We all rely heavily on some unseen infrastructure to make our pretty green padlocks work so we can trust that we’re really talking to our university or bank’s website. It’s so unseen that the Developer Tools in browsers such as Chrome or Firefox and the verbose setting in curl
don’t even report it happening. It’s not even managed by or obviously connected to the remote service yet its job is to tell you (well, normally your browser) whether or not the digital certificate that proves it really is your bank hasn’t been revoked.
We don’t normally notice it’s even happening and, because it’s so hidden away, when it goes pear-shaped it’s not very clear what’s gone wrong…
One day in August we started getting reports of some of our services “going slowly” but nothing obvious was wrong with the underlying systems and it wasn’t affecting everyone. The next day, some internal services started having issues talking to our main LDAP directory yet, again, nothing seemed to be wrong with the underlying service.
We eventually tracked down the issue to the OCSP check done as part of the TLS/SSL negotiation taking too long or failing. This is the part of the security check when connecting to a service that ensures that the certificate used by that service hasn’t been revoked. Disabling OCSP checking for this internal system made the timeouts go away.
It wasn’t until later that we made the connection of needing to disable OCSP with reports of the website “going slowly”. Some further checks of manually making OCSP requests to our certificate issuer (COMODO) showed that they were not being serviced in a timely manner which was having all sorts of interesting knock-on. Interestingly, connections via IPv6 were OK but traditional IPv4 connections were, mostly, failing to return any response.
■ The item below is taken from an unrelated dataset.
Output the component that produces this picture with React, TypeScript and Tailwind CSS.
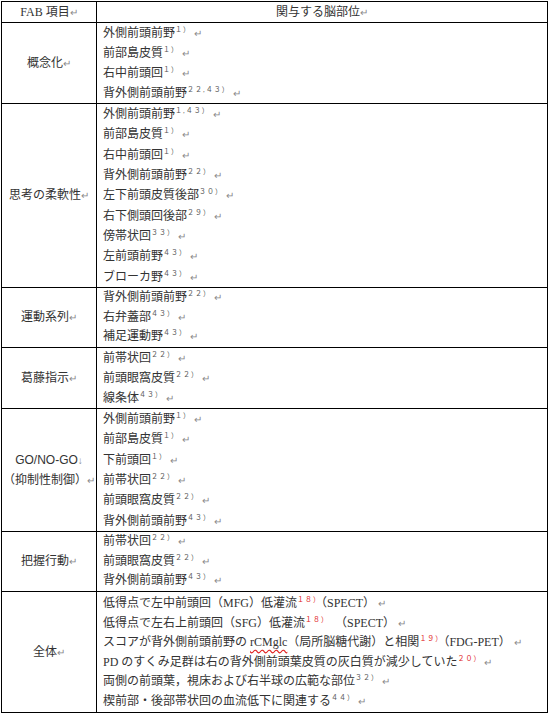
const serif = { fontFamily: '"Liberation Serif", "Noto Sans CJK JP", serif' };

type Item = { text: string; sup: string };

const rows: { label: string; lh: number; items: Item[] }[] = [
  {
    label: "概念化",
    lh: 20,
    items: [
      { text: "外側前頭前野", sup: "１）" },
      { text: "前部島皮質", sup: "１）" },
      { text: "右中前頭回", sup: "１）" },
      { text: "背外側前頭前野", sup: "２２,４３）" },
    ],
  },
  {
    label: "思考の柔軟性",
    lh: 20.33,
    items: [
      { text: "外側前頭前野", sup: "１,４３）" },
      { text: "前部島皮質", sup: "１）" },
      { text: "右中前頭回", sup: "１）" },
      { text: "背外側前頭前野", sup: "２２）" },
      { text: "左下前頭皮質後部", sup: "３０）" },
      { text: "右下側頭回後部", sup: "２９）" },
      { text: "傍帯状回", sup: "３３）" },
      { text: "左前頭前野", sup: "４３）" },
      { text: "ブローカ野", sup: "４３）" },
    ],
  },
  {
    label: "運動系列",
    lh: 19.67,
    items: [
      { text: "背外側前頭前野", sup: "２２）" },
      { text: "右弁蓋部", sup: "４３）" },
      { text: "補足運動野", sup: "４３）" },
    ],
  },
  {
    label: "葛藤指示",
    lh: 20,
    items: [
      { text: "前帯状回", sup: "２２）" },
      { text: "前頭眼窩皮質", sup: "２２）" },
      { text: "線条体", sup: "４３）" },
    ],
  },
  {
    label: "GO",
    lh: 20.33,
    items: [
      { text: "外側前頭前野", sup: "１）" },
      { text: "前部島皮質", sup: "１）" },
      { text: "下前頭回", sup: "１）" },
      { text: "前帯状回", sup: "２２）" },
      { text: "前頭眼窩皮質", sup: "２２）" },
      { text: "背外側前頭前野", sup: "４３）" },
    ],
  },
  {
    label: "把握行動",
    lh: 19.67,
    items: [
      { text: "前帯状回", sup: "２２）" },
      { text: "前頭眼窩皮質", sup: "２２）" },
      { text: "背外側前頭前野", sup: "４３）" },
    ],
  },
];

function Ret() {
  return <span className="ml-[3px] text-[10px] text-[#8a8a8a]">↵</span>;
}

function Mark() {
  return <span className="text-[10px] text-[#8a8a8a]">↵</span>;
}

function Sup({ children, red }: { children: React.ReactNode; red?: boolean }) {
  return (
    <span
      className={`align-super text-[7px] leading-none tracking-[1px] ${red ? "text-[#e02020]" : "text-[#555]"}`}
    >
      {children}
    </span>
  );
}

function Line({ children, lh }: { children: React.ReactNode; lh: number }) {
  // line height differs slightly per row, like the Word table
  return (
    <div className="overflow-visible whitespace-nowrap" style={{ height: lh, lineHeight: `${lh}px` }}>
      {children}
    </div>
  );
}

function Label({ label }: { label: string }) {
  if (label === "GO") {
    return (
      <div className="leading-[20px]">
        <div className="h-[20px]" style={{ fontFamily: '"Liberation Sans", sans-serif' }}>
          GO/NO-GO<span className="text-[10px] text-[#8a8a8a]">↓</span>
        </div>
        <div className="h-[20px] whitespace-nowrap">
          （抑制性制御）
          <Mark />
        </div>
      </div>
    );
  }
  return (
    <div className="h-[20px] leading-[20px]">
      {label}
      <Mark />
    </div>
  );
}

export default function App() {
  return (
    <div className="min-h-[715px] bg-white pt-px pl-px text-[12px] text-[#333]" style={serif}>
      <table className="w-[547px] table-fixed border-collapse border border-black">
        <colgroup>
          <col className="w-[95px]" />
          <col />
        </colgroup>
        <tbody>
          <tr>
            <td className="border border-black p-0 text-center">
              <div className="h-[20px] overflow-hidden leading-[20px]">
                FAB 項目
                <Mark />
              </div>
            </td>
            <td className="border border-black p-0 text-center">
              <div className="h-[20px] overflow-hidden leading-[20px]">
                関与する脳部位
                <Mark />
              </div>
            </td>
          </tr>
          {rows.map((row, i) => (
            <tr key={i}>
              <td className="border border-black p-0 text-center align-middle">
                <Label label={row.label} />
              </td>
              <td className="border border-black py-0 pl-[6px] pr-0">
                {row.items.map((it, j) => (
                  <Line key={j} lh={row.lh}>
                    {it.text}
                    <Sup>{it.sup}</Sup>
                    <Ret />
                  </Line>
                ))}
              </td>
            </tr>
          ))}
          <tr>
            <td className="border border-black p-0 text-center align-middle">
              <div className="h-[20px] leading-[20px]">
                全体
                <Mark />
              </div>
            </td>
            <td className="border border-black pt-[2px] pb-0 pl-[6px] pr-0">
              <Line lh={19.67}>
                低得点で左中前頭回（MFG）低灌流<Sup red>１８）</Sup>（SPECT）
                <Ret />
              </Line>
              <Line lh={19.67}>
                低得点で左右上前頭回（SFG）低灌流<Sup red>１８）</Sup>
                <span className="ml-[12px]">（SPECT）</span>
                <Ret />
              </Line>
              <Line lh={19.67}>
                スコアが背外側前頭前野の{" "}
                <span className="underline decoration-[#e02020] decoration-wavy underline-offset-[3px]">
                  rCMglc
                </span>
                （局所脳糖代謝）と相関<Sup red>１９）</Sup>（FDG-PET）
                <Ret />
              </Line>
              <Line lh={19.67}>
                PD のすくみ足群は右の背外側前頭葉皮質の灰白質が減少していた<Sup red>２０）</Sup>
                <Ret />
              </Line>
              <Line lh={19.67}>
                両側の前頭葉，視床および右半球の広範な部位<Sup>３２）</Sup>
                <Ret />
              </Line>
              <Line lh={19.67}>
                楔前部・後部帯状回の血流低下に関連する<Sup>４４）</Sup>
                <Ret />
              </Line>
            </td>
          </tr>
        </tbody>
      </table>
    </div>
  );
}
We set up automatic monitoring of the OCSP endpoint to measure response times and discovered that most IPv4 requests were not returning a response within 10 seconds and virtually none were returning in less than 2 seconds.
The COMODO status pages had a note about some DDOS attacks causing issues but implied that they had been resolved. While we had tickets logged with upstream support, COMODO themselves were saying little about the problem so there was little we could directly do as the problem lay with the OCSP (and CRL) endpoint(s).
With UCAS Results Day (Clearing/Adjustment) looming down on us but a few days away we decided to replace the affected certificates with some from a new provider which made the issue go away for us. We continued to monitor the COMODO situation. A few hours later, the monitoring showed that COMODO had fixed the problem:
While we had a get-out-of-jail free card in our ability to quickly get new certificates from a new issuer, that only served to hide the real issue of how our relationship with a certificate vendor continues for the life-time of the certificate (for us, normally 3 years). As customers we require the revocation services to be as resilient as the services we’re offering and, when they aren’t, there’s nothing we can easily do about it.
If the issue had happened a few days later then our main website, despite all the work we’ve done to make it resilient, would have been at best sluggish — and at worst inaccessible — to many potential applicants and we would likely have lost new students. There are some things we can do to mitigate this (OCSP Stapling) but we’d not considered these before and some services (such as LDAP) don’t seem to support it anyway.